Crafting a list of 31 is easy. It's just long enough to fit in all the concessions you would possibly care to, and yet the total number of entries is small enough to be fathomable. Meaning, your list doesn't appear so exhaustive that an omission (intentional or otherwise) is offensive. I could have easily gone to 50, and a slew of other classic numbers would have reared their fabulous heads, but that's just more reviews, more justifications, and more time stalling before the grand spectacle of any "Best" list, the Top 10.
And Top 10s are hard. Lemme whip up a fancy analogy here and say it's not unlike creating a signature recipe. There's not necessarily a right or wrong way to make a dish delicious, but certain ingredients help, and there's nothing quite like concocting something they've never tasted before. And in being unique, you often have to go a ways out on a limb, and yet there still has to be something cohesive about the whole thing, otherwise it just won't taste right. End lame metaphor.
Where was I? Right, griping to myself about the significant mental anguish I expended for the sake of this neatly package Top 10. Is it diverse? To a point, although seven of the ten entries come from within two decades. And four of those seven are divided (by decade, naturally) between two directors. That points rather definitively toward my preferences as a film-lover, specifically my longstanding status as an Auteur Theory bannerman. And while I usually vehemently deny any bias against contemporary films, there is some truth to that within the genres where the peak productive periods exist in days gone by. This would cover westerns, noir, epics, and of course, musicals.
And yet, I do consider this an exciting, even eclectic mix, with nearly 50 years between the earliest entry and the latest, some of which have directly beget others within these ranks. All are pivotal in one way or another to the history of the medium, or at the very least the genre, though as many as three of these will strike the musical purist as unfair play. But I'll leave the justifications for a little later down the line. For now, let me proudly present:
10. "Remember My Forgotten Man" from Gold Diggers of 1933
Musicals rose to prominence in the 30s because they were the ultimate form of escapism: wild, joyous fantasies that allowed audiences temporary reprieve from the ever-present Depression that was consuming them. Busby Berkley was the grandmaster of such spectacles, and yet here, in a musical that includes the oft-cited Depression classic "We're In The Money," the film closes its curtain on a number that forces audiences to reflect not only on their current sorry state, but specifically on the inelegant fall of veterans of the Great War in these lean times. To put it mildly, it's kind of a downer.
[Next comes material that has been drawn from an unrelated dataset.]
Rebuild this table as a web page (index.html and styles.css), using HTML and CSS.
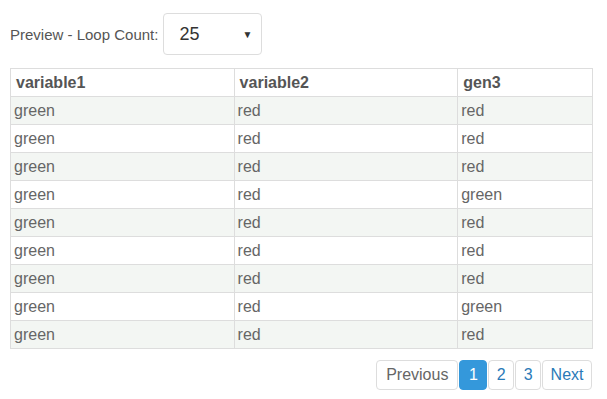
FILE: index.html
```html
<!DOCTYPE html>
<html>
<head>
<meta charset="utf-8">
<link rel="stylesheet" href="styles.css">
</head>
<body>
<div class="page">
  <div class="controls">
    <label class="label">Preview - Loop Count:</label>
    <div class="select">
      <span class="select-value">25</span>
      <span class="caret">&#9660;</span>
    </div>
  </div>
  <table class="grid">
    <colgroup><col class="c1"><col class="c2"><col class="c3"></colgroup>
    <thead>
      <tr><th>variable1</th><th>variable2</th><th>gen3</th></tr>
    </thead>
    <tbody>
      <tr><td>green</td><td>red</td><td>red</td></tr>
      <tr><td>green</td><td>red</td><td>red</td></tr>
      <tr><td>green</td><td>red</td><td>red</td></tr>
      <tr><td>green</td><td>red</td><td>green</td></tr>
      <tr><td>green</td><td>red</td><td>red</td></tr>
      <tr><td>green</td><td>red</td><td>red</td></tr>
      <tr><td>green</td><td>red</td><td>red</td></tr>
      <tr><td>green</td><td>red</td><td>green</td></tr>
      <tr><td>green</td><td>red</td><td>red</td></tr>
    </tbody>
  </table>
  <div class="pager">
    <a class="pg prev">Previous</a>
    <a class="pg active">1</a>
    <a class="pg">2</a>
    <a class="pg">3</a>
    <a class="pg">Next</a>
  </div>
</div>
</body>
</html>
```
FILE: styles.css
```css
html, body {
  margin: 0;
  padding: 0;
  background: #fff;
}
body {
  font-family: "Liberation Sans", Arial, sans-serif;
  color: #555;
}
.page {
  padding: 13px 14px 0 10px;
}
.controls {
  display: flex;
  align-items: center;
  height: 42px;
}
.label {
  font-size: 15px;
  color: #555;
  margin-right: 5px;
}
.select {
  box-sizing: border-box;
  width: 99px;
  height: 42px;
  border: 1px solid #ddd;
  border-radius: 4px;
  display: flex;
  align-items: center;
  justify-content: space-between;
  padding: 0 9px 0 15px;
}
.select-value {
  font-size: 18px;
  color: #333;
}
.caret {
  font-size: 10px;
  color: #333;
}
.grid {
  margin-top: 13px;
  width: 583px;
  border-collapse: collapse;
  font-size: 16px;
}
.c1 { width: 224px; }
.c2 { width: 224px; }
.c3 { width: 135px; }
.grid th, .grid td {
  border: 1px solid #ddd;
  height: 28px;
  padding: 0 3px;
  text-align: left;
  box-sizing: border-box;
}
.grid th {
  font-weight: bold;
  padding-left: 5px;
  color: #555;
}
.grid td {
  color: #666;
}
.grid tbody tr:nth-child(odd) td {
  background: #f3f6f3;
}
.pager {
  display: flex;
  justify-content: flex-end;
  gap: 1px;
  margin-top: 11px;
  padding-right: 1px;
}
.pg {
  box-sizing: border-box;
  height: 30px;
  line-height: 28px;
  border: 1px solid #ddd;
  border-radius: 4px;
  padding: 0 7.5px;
  font-size: 16px;
  color: #2a7ab8;
}
.pg.prev {
  color: #666;
  padding: 0 9px;
}
.pg.active {
  background: #3498db;
  border-color: #3498db;
  color: #fff;
  padding: 0 8.5px;
}
```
Well, as far as musicals go, that is. I'd be hard pressed to think of a song with a stronger build to it, mounting on Joan Blondell's poetic lament until it reaches the astonishing closing setpiece. It's the kind of song that sends chills down your spine, and with years removed now from the immediate critique present in the song, it feels no less effective, just less personal. That makes it a rare musical number that deals with a social issue, and rarer still, one that feels relevant for when it was (oh, silly Hairspray, you untimely thing you). Considering also, that the haunting music is one of the great tunes of classic Hollywood, "Remember My Forgotten Man" earns its lofty place on this list no problem.
Next, for those familiar with my tastes, the least surprising inclusion on this list:
9. "Bye Bye Life" from All That Jazz
I'm gonna repeat this again, All That Jazz is the high point of an entire genre, the last bona-fide masterwork in the history of movie musicals, and as I'm bound not to let you forget, the greatest of them all. Opinions differ, but packed in here is everything there is to love about musicals. Yes, it's relentlessly self-indulgent, but if you have any affection for this most self-indulgent of genres, then you'd better be used to that by now.
Why I chose "Bye Bye Life" shouldn't mystify anyone. Few films have drawn to a close on such a spectacle as this, a song and dance farewell to the mortal coil on an ethereal stage that could only have existed between 1977 and 1980 AD. Central to it all is Roy Schieder, wrapping up the performance of his career and proving that actors in musicals can mine real emotional depth from their roles. Lending ample support is the one-of-a-kind Ben Vereen, who would probably also be my choice to MC my last moments on earth.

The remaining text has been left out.